Is it possible to make a raunchy teenage sex comedy today, one that focuses on a diversity of opinions and backgrounds and sexual orientations, one that has fun with the genre, one that notes the double standards while still centering itself around them? Yes, indeed it is, and “Blockers” is the proof of concept.
Directed by Kay Cannon with a script from Brian Kehoe & James Kehoe, “Blockers” (the title treatment regular features a rooster on top of the word, letting you know just what you’re getting into) is the story of three high school seniors who make a pact to lose their virginity on prom night. The teens—Julie (Kathryn Newton), Kayla (Geraldine Viswanathan), and Sam (Gideon Adlon)—all have different reasons for this, but following that perceived American right of passage feel like this is the right night.
The girls’ parents—respectively, Lisa (Leslie Mann), Mitchell (John Cena), and Hunter (Ike Barinholtz)—find out about the pact on the night in question and set off to stop their girls from executing their plan. The film is then at least as much about these adults’ quest to stop the girls as it is about the girls and their plan. In fact, Mann, Cena, and Barinholtz regularly take center stage with the girls themselves pushed to the side.
In “Blockers'” best moments it is a smart look at the way society treats women losing their virginity differently than men.
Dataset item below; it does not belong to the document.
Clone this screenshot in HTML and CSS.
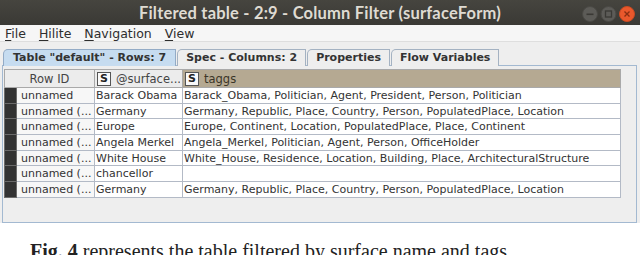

It is able to have these—save Hunter—enlightened adults become over-protective and silly when it comes to their daughters in a way that, the argument goes, they wouldn’t for their sons.
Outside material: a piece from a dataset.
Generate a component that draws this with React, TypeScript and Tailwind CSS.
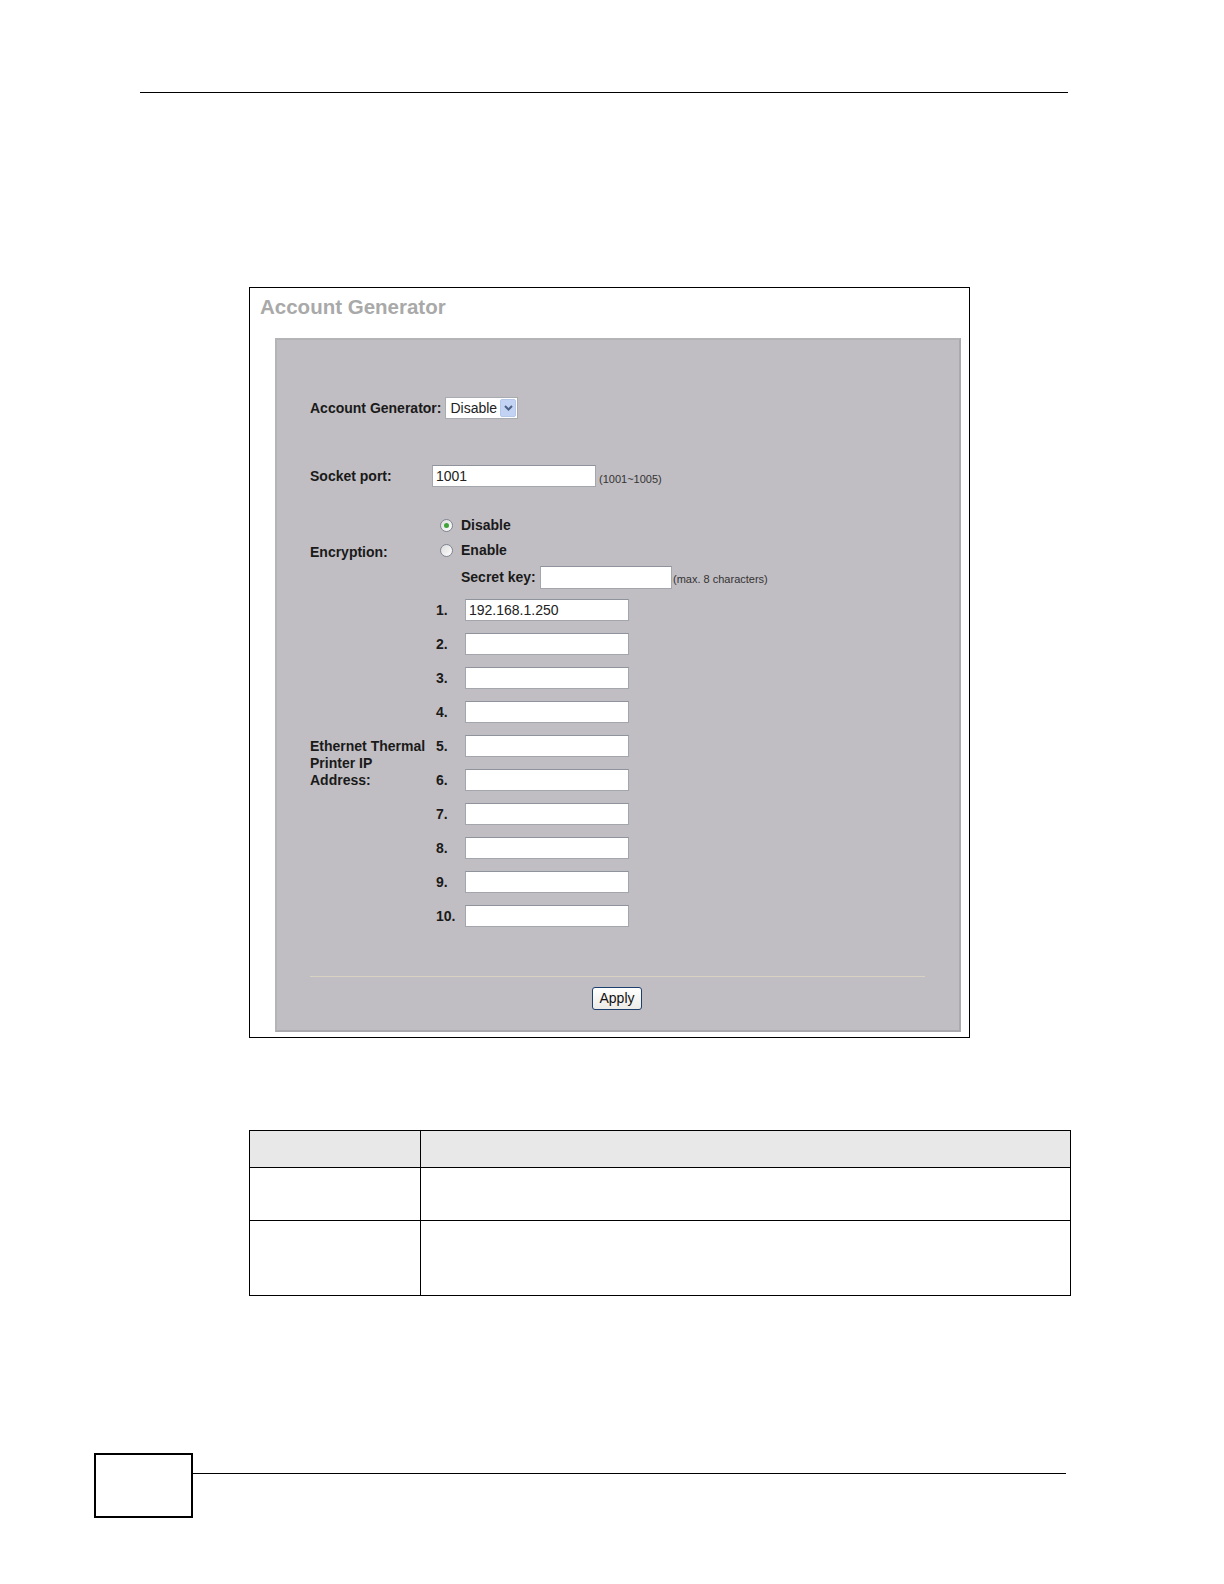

Whether the movie works for those watching will depend on how this discussion hits them. Is the film truly recognizing the double standard and discussing it, or is the film merely making a head fake towards recognition so that it can tell the story it wants to tell. That is, does the film only mention the perceived difference between boys and girls losing their virginity so that it can have these parents go off half-cocked without fear of being reproached?
There are certainly enough moments when it feels as though “Blockers” has little interest in actually working through the ways in which men and women are treated differently to give one pause. However, the movie manages to be good-natured enough that it gets away with it. Additionally, by offering up three very different parents and three very different girls, the movie shows a diversity of opinion and point of view that helps the audience get beyond it.
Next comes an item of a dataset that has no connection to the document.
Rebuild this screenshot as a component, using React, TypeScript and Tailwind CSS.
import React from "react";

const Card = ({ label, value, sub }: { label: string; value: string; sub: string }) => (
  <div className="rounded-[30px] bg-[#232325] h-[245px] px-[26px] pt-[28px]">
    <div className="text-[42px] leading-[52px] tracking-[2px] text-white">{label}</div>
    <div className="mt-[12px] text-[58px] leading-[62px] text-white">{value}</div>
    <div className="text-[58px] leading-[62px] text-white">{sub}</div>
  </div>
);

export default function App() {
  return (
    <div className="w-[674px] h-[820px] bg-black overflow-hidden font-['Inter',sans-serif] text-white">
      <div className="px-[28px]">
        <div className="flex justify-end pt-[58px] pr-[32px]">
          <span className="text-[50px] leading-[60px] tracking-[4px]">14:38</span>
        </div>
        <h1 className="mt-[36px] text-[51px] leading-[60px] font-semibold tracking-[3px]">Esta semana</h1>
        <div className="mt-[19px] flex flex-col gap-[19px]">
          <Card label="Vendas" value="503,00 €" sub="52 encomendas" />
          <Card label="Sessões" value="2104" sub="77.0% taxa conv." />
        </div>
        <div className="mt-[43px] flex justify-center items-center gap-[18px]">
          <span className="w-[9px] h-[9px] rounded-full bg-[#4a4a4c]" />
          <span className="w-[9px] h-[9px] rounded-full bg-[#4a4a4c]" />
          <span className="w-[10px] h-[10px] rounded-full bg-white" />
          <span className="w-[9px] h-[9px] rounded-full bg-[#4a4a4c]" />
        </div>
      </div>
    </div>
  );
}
Moving past this question, it is also important to point out that the movie is truly funny. It includes a great supporting cast and beautifully ramps of the parents’ escapades so that the outlandish moments spring from a logical progression and it finds big laughs along the way. These are not the sort of big laughs that you probably want to watch alongside either your parents or children, but big laughs nonetheless.
“Blockers” also slows down long enough that it can tell the story of these three girls finishing their high school years and struggling with the changes that will bring. With so much time focused on the parents and their own issues in this area, it may not tell that tale with as much depth as it could, but it still gets enough of it out to make it worthwhile.
Wonderfully, different aged audiences will see this movie in an entirely different light. With children of my own, this reviewer focuses on the adult story and how it is possible to want your child to grow up and still fear for every step they take in that direction (it rings quite true). Younger viewers will, most likely, be focused on the importance of the prom, of going off to college, of taking those steps forward towards adulthood. No matter the age though, everyone watching will laugh.
The film succeeds in offering these various points of view not just because the script provides them, but because the actors make them come to life. The six leads all show their ability to both deliver a joke and more dramatic, serious, moments. While the jokes may be over the top, the actors keep their characters grounded in a reality that serves the movie brilliantly.
In short, don’t go see “Blockers” with your parents or children, but you probably do want to go see it.